Who ever asked for their smart TV to show ads as part of the software? No one? Why does the stock weather app on my Samsung phone have ads--it didn't always. I didn't sign up for this.

I signed up for a non-intrusive experience. The service got made into something that should you choose not to participate, you will suffer economically. And the advertising got inserted--accept the EULA and the ads, or suffer the consequences.

BTW: ads don't work nearly as well as the ad publishers want you to think they do. The measurement is manipulated by the companies who do ad measurement (I work for one of these), because if the measurement makes the ads look bad, then Google (or whoever) will just find a different ad measurement company (very 2008 bond-rating-agency dynamic going on here).
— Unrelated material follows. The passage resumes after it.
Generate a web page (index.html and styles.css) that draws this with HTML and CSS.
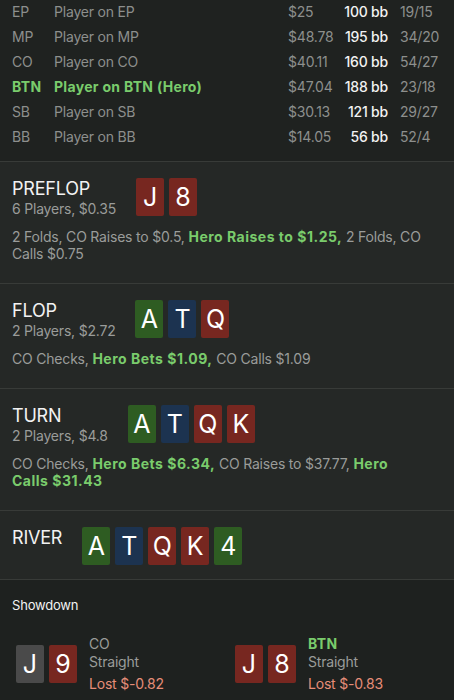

The publishers, of course don't mind inflated estimates of ad effectiveness, because the more successful advertising is on their platform, the more they can sell ad space for, and the more ad space they can sell. The marketers at the advertiser don't want accurate measurement--they want to look like last year's ad campaign did well because that's how the marketers get their annual bonuses. (We report results to the publishers, and the marketers at the advertisers. We should really be reporting to the CFO, because if you're a shareholder YOU ARE LOSING VALUE BECAUSE OF THE WASTE AND FRAUD IN THE AD ECOYSTEM.

Want to learn more? Freakonomics Radio has a couple good shows on how advertising doesn't really work. Professor Kinshuk Jerath (Columbia University) has written recently about the misalignment of incentives in the advertising ecosystem (i.e., pubs don't care about inflated results; marketers don't either, and it's in the best interest of the ad measurer to look good). Professor Anna Tuchman (Northwestern University), et. al. have recently done a huge analysis of TV advertising, suggesting that its effects are an order of magnitude lower than the ad industry would have you believe.